Denise Gilligan

Personal information
- Native name: Denís Nic Giollagáin (Irish)
- Born: Galway, Ireland

Sport
- Sport: Camogie

Club*
- Years: Club / Apps (scores)
- Tara Camogie London / ?

Inter-county**
- Years: County / Apps (scores)
- Galway and London / ?
- * club appearances and scores correct as of (16:31, 30 June 2010 (UTC)). **Inter County team apps and scores correct as of (16:31, 30 June 2010 (UTC)).

= Denise Gilligan =

Denise Gilligan (born ) is a camogie player, from Galway, who was part of the team that won the 1996 All-Ireland Senior Camogie Championship.

==Career==
Gilligan scored two goals for Galway in their breakthrough 1996 All Ireland final victory over Cork.
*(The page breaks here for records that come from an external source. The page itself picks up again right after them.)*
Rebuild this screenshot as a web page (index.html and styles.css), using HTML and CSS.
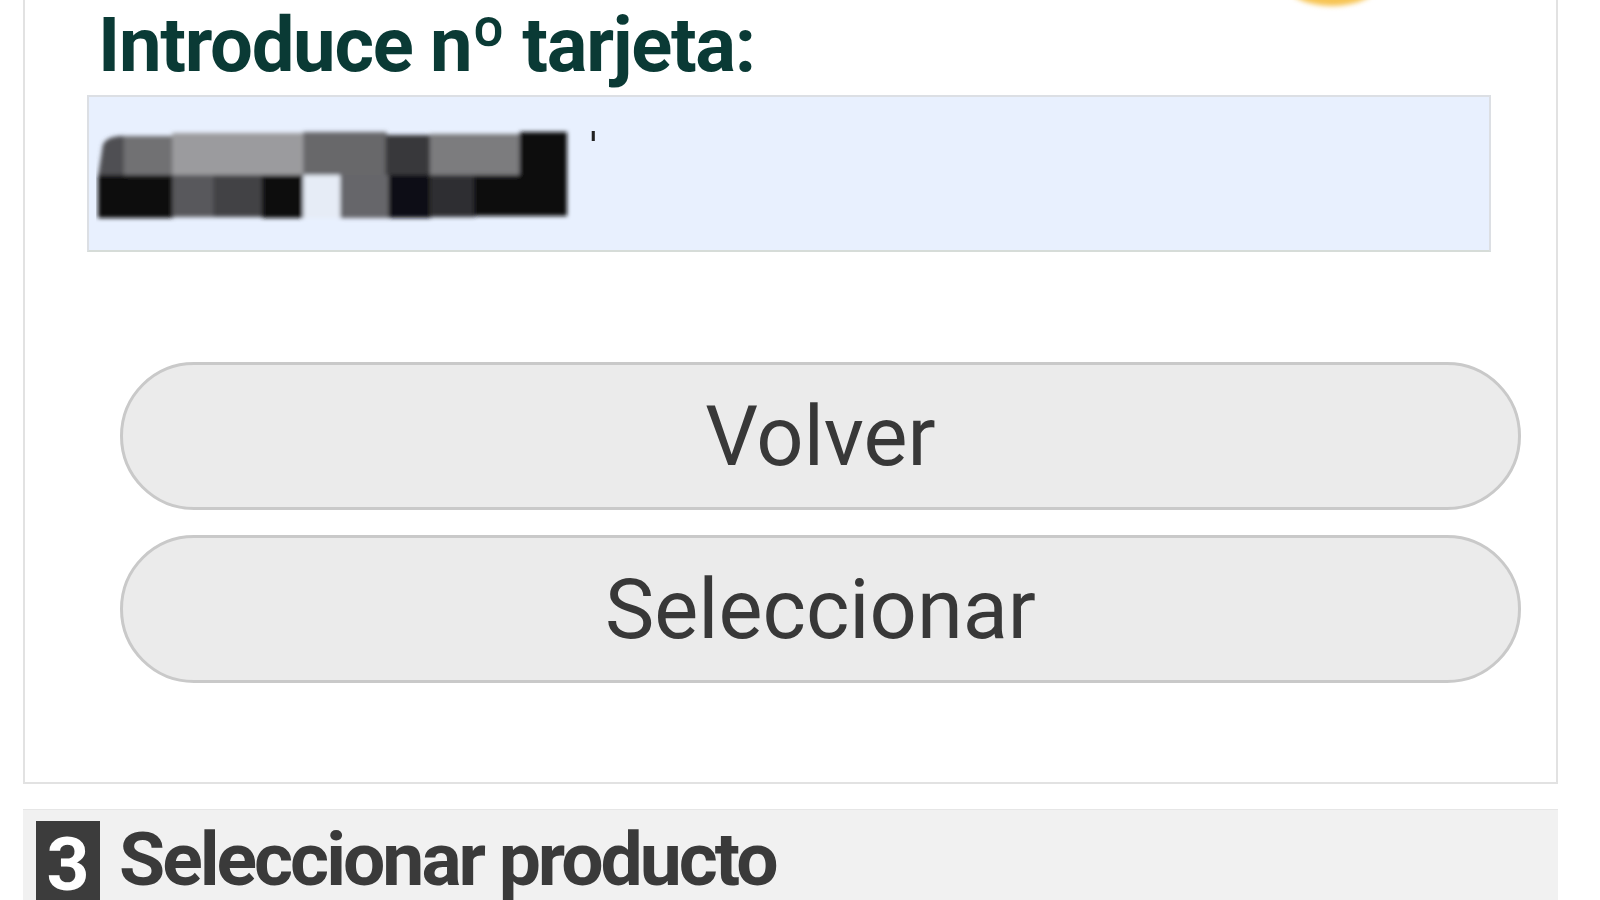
FILE: index.html
```html
<!DOCTYPE html>
<html lang="es">
<head>
<meta charset="utf-8">
<title>Introduce nº tarjeta</title>
<link rel="stylesheet" href="styles.css">
</head>
<body>
<div class="page">
  <div class="sun" aria-hidden="true"></div>
  <section class="card">
    <h2 class="card-title">Introduce nº tarjeta:</h2>
    <div class="card-input" role="textbox" aria-label="Número de tarjeta">
      <svg class="redacted" width="505" height="100" viewBox="0 0 490 100" preserveAspectRatio="none" aria-hidden="true">
        <defs>
          <filter id="soft" x="-5%" y="-10%" width="110%" height="120%">
            <feGaussianBlur stdDeviation="2"/>
          </filter>
        </defs>
        <g filter="url(#soft)">
          <path d="M6 22 Q6 11 22 9 L28 9 L28 49 L2 49 Z" fill="#505052"/>
          <rect x="27" y="9" width="48" height="40" fill="#717173"/>
          <rect x="74" y="6" width="128" height="43" fill="#9b9b9e"/>
          <rect x="201" y="5" width="81" height="44" fill="#68686b"/>
          <rect x="281" y="8" width="44" height="41" fill="#38383a"/>
          <rect x="324" y="7" width="88" height="42" fill="#7b7b7e"/>
          <rect x="411" y="5" width="46" height="44" fill="#0f0f10"/>
          <rect x="2" y="48" width="73" height="43" fill="#0b0b0b"/>
          <rect x="74" y="48" width="41" height="42" fill="#58585b"/>
          <rect x="114" y="48" width="48" height="42" fill="#434345"/>
          <rect x="161" y="48" width="41" height="43" fill="#0d0d0d"/>
          <rect x="201" y="48" width="37" height="43" fill="#e6ecf6"/>
          <rect x="237" y="48" width="48" height="43" fill="#66666a"/>
          <rect x="284" y="48" width="41" height="43" fill="#111112"/>
          <rect x="324" y="48" width="44" height="42" fill="#2e2e30"/>
          <rect x="367" y="48" width="90" height="41" fill="#080808"/>
        </g>
        <rect x="481" y="4" width="3" height="10" fill="#222"/>
      </svg>
    </div>
    <div class="card-actions">
      <button class="pill-btn" type="button">Volver</button>
      <button class="pill-btn" type="button">Seleccionar</button>
    </div>
  </section>
  <header class="step">
    <span class="step-num">3</span>
    <h2 class="step-title">Seleccionar producto</h2>
  </header>
</div>
</body>
</html>
```
FILE: styles.css
```css
* { box-sizing: border-box; }

html, body {
  margin: 0;
  padding: 0;
  background: #ffffff;
  font-family: Roboto, "Liberation Sans", Arial, sans-serif;
  overflow: hidden;
}

.page {
  position: relative;
  width: 1600px;
  height: 900px;
  overflow: hidden;
}

.sun {
  position: absolute;
  left: 1284px;
  top: -44px;
  width: 96px;
  height: 50px;
  border-radius: 50%;
  background: #f7c452;
  filter: blur(2.5px);
}

.card {
  margin-left: 23px;
  width: 1535px;
  border: 2px solid #e2e2e2;
  border-top: none;
  background: #fff;
  padding-bottom: 99px;
}

.card-title {
  margin: 0 0 0 73px;
  font-size: 76px;
  font-weight: 700;
  line-height: normal;
  color: #0a3a35;
  letter-spacing: -1.3px;
}

.card-input {
  margin: 5px 65px 0 62px;
  height: 157px;
  background: #e8f0fe;
  border: 2px solid #dcdfe4;
  border-bottom-color: #d6dcd8;
  padding: 30px 0 0 7px;
}

.redacted { display: block; }

.card-actions {
  display: flex;
  flex-direction: column;
  gap: 25px;
  margin: 110px 0 0 95px;
  width: 1401px;
}

.pill-btn {
  display: block;
  width: 100%;
  height: 148px;
  border: 3px solid #c9c9c9;
  border-radius: 74px;
  background: #ebebeb;
  color: #383838;
  font-family: Roboto, "Liberation Sans", Arial, sans-serif;
  font-size: 83px;
  font-weight: 400;
  line-height: normal;
  padding: 0;
  text-align: center;
}

.step {
  margin: 25px 0 0 23px;
  width: 1535px;
  height: 120px;
  background: #f1f1f1;
  border-top: 1px solid #e6e6e6;
  display: flex;
  align-items: flex-start;
  padding-left: 13px;
}

.step-num {
  margin-top: 11px;
  width: 64px;
  height: 110px;
  background: #3c3c3c;
  color: #ffffff;
  font-size: 75px;
  font-weight: 700;
  line-height: 86px;
  text-align: center;
}

.step-title {
  margin: 5px 0 0 19px;
  font-size: 75px;
  font-weight: 700;
  line-height: normal;
  color: #3a3a3a;
  letter-spacing: -3px;
}
```
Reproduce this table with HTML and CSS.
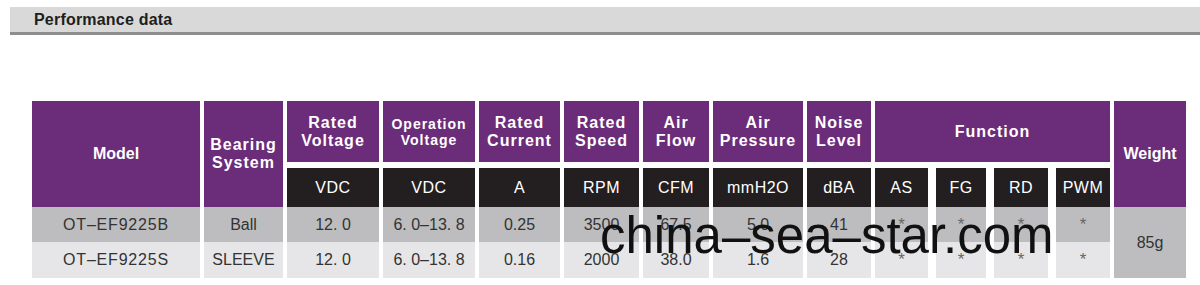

In 1998, she almost repeated the goal-scoring performance when Galway lost to Cork in the last 12-a-side final, sending a late goal chance inches wide. A year later the goal would have counted under expanded goal measurements! She scored a goal and two points as Galway won a National League medal in 2002.

After moving to London in 2008, Gilligan played with the London camogie team. She joined Tara Camogie Club of London and helped Tara win Senior Championships in 2009 and 2010. She has captained the team, won a Player of the Match Award in 2010, as well as a number of club awards. As of 2015, she was living in Ealing in London.